Reproduce the listing below without changes, except that pictures are left out.

:::::

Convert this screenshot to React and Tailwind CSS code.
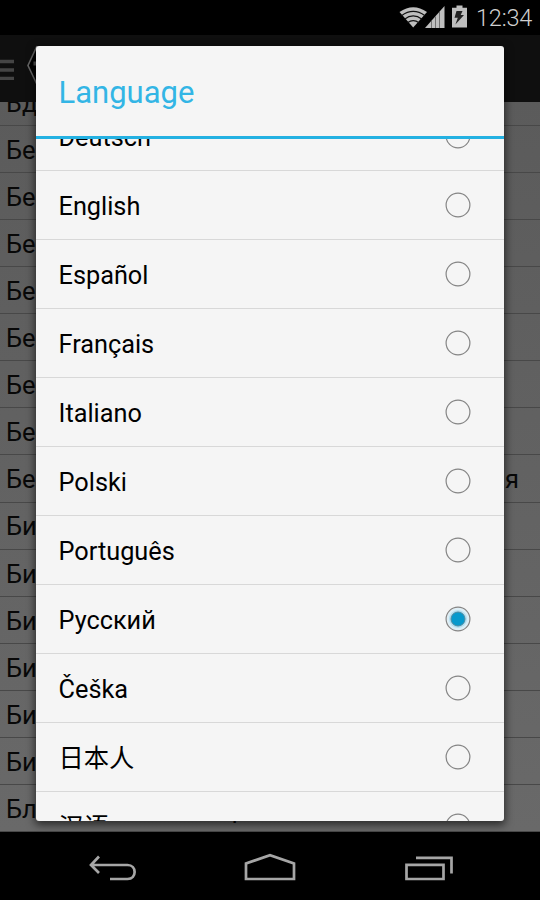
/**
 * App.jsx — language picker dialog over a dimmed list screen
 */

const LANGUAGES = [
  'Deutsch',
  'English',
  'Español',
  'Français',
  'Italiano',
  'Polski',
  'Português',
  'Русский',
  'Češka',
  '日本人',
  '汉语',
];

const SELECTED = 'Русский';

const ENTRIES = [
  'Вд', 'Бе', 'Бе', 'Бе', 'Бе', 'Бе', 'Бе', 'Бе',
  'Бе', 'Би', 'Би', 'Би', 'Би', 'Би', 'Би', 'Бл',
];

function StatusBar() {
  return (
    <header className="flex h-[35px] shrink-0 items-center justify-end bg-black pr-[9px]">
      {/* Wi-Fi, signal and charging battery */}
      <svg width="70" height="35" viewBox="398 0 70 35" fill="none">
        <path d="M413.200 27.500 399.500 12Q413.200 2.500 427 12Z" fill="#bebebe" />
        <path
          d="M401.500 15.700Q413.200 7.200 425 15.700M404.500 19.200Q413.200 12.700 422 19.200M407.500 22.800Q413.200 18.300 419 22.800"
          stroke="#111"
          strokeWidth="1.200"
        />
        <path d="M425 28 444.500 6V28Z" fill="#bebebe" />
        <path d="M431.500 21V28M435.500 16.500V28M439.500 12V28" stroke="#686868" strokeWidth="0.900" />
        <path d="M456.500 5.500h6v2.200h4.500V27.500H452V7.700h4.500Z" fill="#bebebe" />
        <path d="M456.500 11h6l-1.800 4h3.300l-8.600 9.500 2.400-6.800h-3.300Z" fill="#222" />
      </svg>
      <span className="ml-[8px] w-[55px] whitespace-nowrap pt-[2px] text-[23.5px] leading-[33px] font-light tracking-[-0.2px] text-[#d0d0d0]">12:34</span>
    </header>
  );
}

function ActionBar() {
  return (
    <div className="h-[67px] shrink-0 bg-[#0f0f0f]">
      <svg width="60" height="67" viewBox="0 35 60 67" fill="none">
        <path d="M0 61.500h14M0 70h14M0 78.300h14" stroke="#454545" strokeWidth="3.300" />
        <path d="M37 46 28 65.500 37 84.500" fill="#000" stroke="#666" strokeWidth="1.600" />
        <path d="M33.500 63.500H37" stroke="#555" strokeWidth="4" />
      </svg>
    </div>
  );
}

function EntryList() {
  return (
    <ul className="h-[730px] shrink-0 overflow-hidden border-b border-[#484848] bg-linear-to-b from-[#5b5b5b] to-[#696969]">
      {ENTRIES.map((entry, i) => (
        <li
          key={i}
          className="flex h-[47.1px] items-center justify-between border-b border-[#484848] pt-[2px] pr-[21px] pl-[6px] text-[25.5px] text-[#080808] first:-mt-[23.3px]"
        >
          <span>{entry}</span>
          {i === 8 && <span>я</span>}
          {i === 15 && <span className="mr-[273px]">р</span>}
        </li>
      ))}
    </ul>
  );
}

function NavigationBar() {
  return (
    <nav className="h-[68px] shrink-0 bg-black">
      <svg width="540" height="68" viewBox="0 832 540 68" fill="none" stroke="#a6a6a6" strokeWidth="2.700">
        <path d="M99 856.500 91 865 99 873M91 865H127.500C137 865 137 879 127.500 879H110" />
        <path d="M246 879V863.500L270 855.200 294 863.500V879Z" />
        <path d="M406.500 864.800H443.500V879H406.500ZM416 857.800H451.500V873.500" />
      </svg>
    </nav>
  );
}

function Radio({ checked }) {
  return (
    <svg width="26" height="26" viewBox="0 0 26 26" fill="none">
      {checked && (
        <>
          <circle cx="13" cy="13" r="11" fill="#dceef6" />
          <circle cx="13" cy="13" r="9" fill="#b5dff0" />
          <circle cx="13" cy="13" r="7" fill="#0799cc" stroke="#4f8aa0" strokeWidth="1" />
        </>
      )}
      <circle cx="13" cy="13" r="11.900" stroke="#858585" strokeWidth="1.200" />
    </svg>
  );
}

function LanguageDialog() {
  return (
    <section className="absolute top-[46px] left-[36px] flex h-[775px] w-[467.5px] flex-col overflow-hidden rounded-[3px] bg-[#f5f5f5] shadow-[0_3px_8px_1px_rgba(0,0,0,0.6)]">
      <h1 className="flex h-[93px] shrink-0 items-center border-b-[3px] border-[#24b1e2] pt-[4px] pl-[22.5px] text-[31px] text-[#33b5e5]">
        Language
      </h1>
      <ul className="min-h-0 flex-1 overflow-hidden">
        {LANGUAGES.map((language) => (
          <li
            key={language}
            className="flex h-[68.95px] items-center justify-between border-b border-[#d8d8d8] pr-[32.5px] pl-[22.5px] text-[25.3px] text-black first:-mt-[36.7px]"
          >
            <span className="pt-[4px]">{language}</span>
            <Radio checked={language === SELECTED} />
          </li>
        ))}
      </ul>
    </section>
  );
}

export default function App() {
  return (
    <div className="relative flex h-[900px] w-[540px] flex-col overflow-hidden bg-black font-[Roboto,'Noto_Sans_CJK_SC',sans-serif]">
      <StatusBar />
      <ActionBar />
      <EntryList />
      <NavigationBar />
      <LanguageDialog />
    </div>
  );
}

:::::

**OUTPUT OF THE EXERCISE**
Convert this screenshot to React and Tailwind CSS code.
/**
 * App.jsx — language picker dialog over a dimmed list screen
 */

const LANGUAGES = [
  'Deutsch',
  'English',
  'Español',
  'Français',
  'Italiano',
  'Polski',
  'Português',
  'Русский',
  'Češka',
  '日本人',
  '汉语',
];

const SELECTED = 'Русский';

const ENTRIES = [
  'Вд', 'Бе', 'Бе', 'Бе', 'Бе', 'Бе', 'Бе', 'Бе',
  'Бе', 'Би', 'Би', 'Би', 'Би', 'Би', 'Би', 'Бл',
];

function StatusBar() {
  return (
    <header className="flex h-[35px] shrink-0 items-center justify-end bg-black pr-[9px]">
      {/* Wi-Fi, signal and charging battery */}
      <svg width="70" height="35" viewBox="398 0 70 35" fill="none">
        <path d="M413.200 27.500 399.500 12Q413.200 2.500 427 12Z" fill="#bebebe" />
        <path
          d="M401.500 15.700Q413.200 7.200 425 15.700M404.500 19.200Q413.200 12.700 422 19.200M407.500 22.800Q413.200 18.300 419 22.800"
          stroke="#111"
          strokeWidth="1.200"
        />
        <path d="M425 28 444.500 6V28Z" fill="#bebebe" />
        <path d="M431.500 21V28M435.500 16.500V28M439.500 12V28" stroke="#686868" strokeWidth="0.900" />
        <path d="M456.500 5.500h6v2.200h4.500V27.500H452V7.700h4.500Z" fill="#bebebe" />
        <path d="M456.500 11h6l-1.800 4h3.300l-8.600 9.500 2.400-6.800h-3.300Z" fill="#222" />
      </svg>
      <span className="ml-[8px] w-[55px] whitespace-nowrap pt-[2px] text-[23.5px] leading-[33px] font-light tracking-[-0.2px] text-[#d0d0d0]">12:34</span>
    </header>
  );
}

function ActionBar() {
  return (
    <div className="h-[67px] shrink-0 bg-[#0f0f0f]">
      <svg width="60" height="67" viewBox="0 35 60 67" fill="none">
        <path d="M0 61.500h14M0 70h14M0 78.300h14" stroke="#454545" strokeWidth="3.300" />
        <path d="M37 46 28 65.500 37 84.500" fill="#000" stroke="#666" strokeWidth="1.600" />
        <path d="M33.500 63.500H37" stroke="#555" strokeWidth="4" />
      </svg>
    </div>
  );
}

function EntryList() {
  return (
    <ul className="h-[730px] shrink-0 overflow-hidden border-b border-[#484848] bg-linear-to-b from-[#5b5b5b] to-[#696969]">
      {ENTRIES.map((entry, i) => (
        <li
          key={i}
          className="flex h-[47.1px] items-center justify-between border-b border-[#484848] pt-[2px] pr-[21px] pl-[6px] text-[25.5px] text-[#080808] first:-mt-[23.3px]"
        >
          <span>{entry}</span>
          {i === 8 && <span>я</span>}
          {i === 15 && <span className="mr-[273px]">р</span>}
        </li>
      ))}
    </ul>
  );
}

function NavigationBar() {
  return (
    <nav className="h-[68px] shrink-0 bg-black">
      <svg width="540" height="68" viewBox="0 832 540 68" fill="none" stroke="#a6a6a6" strokeWidth="2.700">
        <path d="M99 856.500 91 865 99 873M91 865H127.500C137 865 137 879 127.500 879H110" />
        <path d="M246 879V863.500L270 855.200 294 863.500V879Z" />
        <path d="M406.500 864.800H443.500V879H406.500ZM416 857.800H451.500V873.500" />
      </svg>
    </nav>
  );
}

function Radio({ checked }) {
  return (
    <svg width="26" height="26" viewBox="0 0 26 26" fill="none">
      {checked && (
        <>
          <circle cx="13" cy="13" r="11" fill="#dceef6" />
          <circle cx="13" cy="13" r="9" fill="#b5dff0" />
          <circle cx="13" cy="13" r="7" fill="#0799cc" stroke="#4f8aa0" strokeWidth="1" />
        </>
      )}
      <circle cx="13" cy="13" r="11.900" stroke="#858585" strokeWidth="1.200" />
    </svg>
  );
}

function LanguageDialog() {
  return (
    <section className="absolute top-[46px] left-[36px] flex h-[775px] w-[467.5px] flex-col overflow-hidden rounded-[3px] bg-[#f5f5f5] shadow-[0_3px_8px_1px_rgba(0,0,0,0.6)]">
      <h1 className="flex h-[93px] shrink-0 items-center border-b-[3px] border-[#24b1e2] pt-[4px] pl-[22.5px] text-[31px] text-[#33b5e5]">
        Language
      </h1>
      <ul className="min-h-0 flex-1 overflow-hidden">
        {LANGUAGES.map((language) => (
          <li
            key={language}
            className="flex h-[68.95px] items-center justify-between border-b border-[#d8d8d8] pr-[32.5px] pl-[22.5px] text-[25.3px] text-black first:-mt-[36.7px]"
          >
            <span className="pt-[4px]">{language}</span>
            <Radio checked={language === SELECTED} />
          </li>
        ))}
      </ul>
    </section>
  );
}

export default function App() {
  return (
    <div className="relative flex h-[900px] w-[540px] flex-col overflow-hidden bg-black font-[Roboto,'Noto_Sans_CJK_SC',sans-serif]">
      <StatusBar />
      <ActionBar />
      <EntryList />
      <NavigationBar />
      <LanguageDialog />
    </div>
  );
}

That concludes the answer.